The legislature, by the Act of 1951, sec. 4, did not mean to change this principle when it provided that a person removed or suspended and then reinstated was entitled to full pay. This is indicated by the case of Coble v. Metal Township School District, 178 Pa. Superior Ct. 301, dealing with the Teachers Tenure Acts, containing this same provision as to full pay after reinstatement. That case nevertheless holds that the same right of set off still applied. Justice and equity compels us to hold that no public employe should ever be unjustly enriched at the expense of any municipality.

The fact that the legislature by this Act of 1951 provided for the payment of full pay upon reinstatement, is a significant indication that the legislature considered a policeman, chief or otherwise, as an employe, and not as a public officer, unlawfully removed, would be entitled to such back pay without the force of any statute: Seltzer v. Reading, supra.

Nor does the fact that defendant borough elected to appeal from the decision of this court on the issue of the right of this plaintiff to his reinstatement, affect *265the right of, defendant to set off his admitted earnings against his lost pay. To hold otherwise would result in penalizing the borough for doing that which they had a legal right to do, and could be considered as a denial of justice and of the due process of law to which this borough and any litigant is and should be entitled.

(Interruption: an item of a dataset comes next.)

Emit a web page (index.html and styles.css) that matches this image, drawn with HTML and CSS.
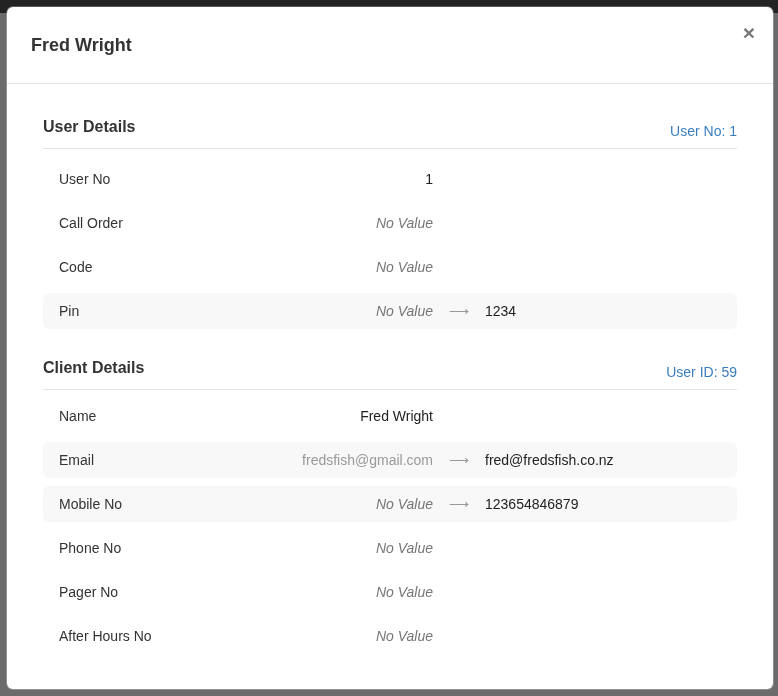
FILE: index.html
```html
<!DOCTYPE html>
<html>
<head>
<meta charset="utf-8">
<link rel="stylesheet" href="styles.css">
</head>
<body>
<div class="page">
  <div class="navbar"></div>
  <div class="page-body"></div>
</div>
<div class="modal">
  <div class="modal-header">
    <h3 class="modal-title">Fred Wright</h3>
    <span class="close">×</span>
  </div>
  <div class="modal-body">
    <section class="section">
      <div class="section-head">
        <h4 class="section-title">User Details</h4>
        <span class="section-meta">User No: 1</span>
      </div>
      <div class="row"><span class="label">User No</span><span class="old">1</span></div>
      <div class="row"><span class="label">Call Order</span><span class="old empty">No Value</span></div>
      <div class="row"><span class="label">Code</span><span class="old empty">No Value</span></div>
      <div class="row changed"><span class="label">Pin</span><span class="old empty">No Value</span><span class="arrow">⟶</span><span class="new">1234</span></div>
    </section>
    <section class="section section-client">
      <div class="section-head">
        <h4 class="section-title">Client Details</h4>
        <span class="section-meta">User ID: 59</span>
      </div>
      <div class="row"><span class="label">Name</span><span class="old">Fred Wright</span></div>
      <div class="row changed"><span class="label">Email</span><span class="old prev">fredsfish@gmail.com</span><span class="arrow">⟶</span><span class="new">fred@fredsfish.co.nz</span></div>
      <div class="row changed"><span class="label">Mobile No</span><span class="old empty">No Value</span><span class="arrow">⟶</span><span class="new">123654846879</span></div>
      <div class="row"><span class="label">Phone No</span><span class="old empty">No Value</span></div>
      <div class="row"><span class="label">Pager No</span><span class="old empty">No Value</span></div>
      <div class="row"><span class="label">After Hours No</span><span class="old empty">No Value</span></div>
    </section>
  </div>
</div>
</body>
</html>
```
FILE: styles.css
```css
html, body {
  margin: 0;
  padding: 0;
  height: 100%;
  overflow: hidden;
}
body {
  background: #6b6b6b;
  font-family: "Liberation Sans", Arial, sans-serif;
  font-size: 14px;
  color: #333;
}
.page {
  height: 100%;
  display: flex;
  flex-direction: column;
}
.navbar {
  height: 13px;
  background: #232323;
  flex: none;
}
.page-body {
  flex: 1;
  background: #6b6b6b;
}
.modal {
  position: fixed;
  top: 7px;
  left: 7px;
  width: 766px;
  height: 682px;
  background: #fff;
  border-radius: 6px;
  box-shadow: 0 0 0 1px rgba(255,255,255,0.25);
  overflow: hidden;
}
.modal-header {
  position: relative;
  padding: 27px 24px 27px 24px;
  border-bottom: 1px solid #e5e5e5;
}
.modal-title {
  margin: 0;
  font-size: 18px;
  line-height: 22px;
  font-weight: bold;
  color: #333;
}
.close {
  position: absolute;
  top: 13px;
  right: 18px;
  font-size: 21px;
  font-weight: bold;
  line-height: 26px;
  color: #777;
}
.modal-body {
  padding: 32px 36px 20px 36px;
}
.section + .section {
  margin-top: 28px;
}
.section-head {
  display: flex;
  justify-content: space-between;
  align-items: flex-end;
  padding-bottom: 10px;
  border-bottom: 1px solid #e5e5e5;
  margin-bottom: 12px;
}
.section-client .section-head {
  margin-bottom: 8px;
}
.section-title {
  margin: 0;
  font-size: 16px;
  line-height: 22px;
  font-weight: bold;
  color: #333;
}
.section-meta {
  color: #3a7dbd;
  font-size: 14px;
  line-height: 14px;
}
.row {
  display: grid;
  grid-template-columns: 160px 214px 52px 1fr;
  align-items: center;
  height: 36px;
  padding: 0 16px;
  margin-bottom: 8px;
  border-radius: 6px;
}
.row.changed {
  background: #f8f8f8;
}
.label {
  color: #333;
}
.old {
  text-align: right;
  color: #222;
}
.old.empty {
  font-style: italic;
  color: #777;
}
.old.prev {
  color: #999;
}
.arrow {
  text-align: center;
  color: #999;
  font-size: 14px;
}
.new {
  color: #222;
}
```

After a consideration of the admitted facts set forth in the case stated, and the laws of this State applicable thereto, and in justice to the parties hereto, as well as in good conscience, the court is constrained to find in favor of defendant borough.

Wherefore the following

Order

And now, February 10, 1958, it is hereby ordered, adjudged and decreed that judgment should be and is hereby entered in favor of defendant.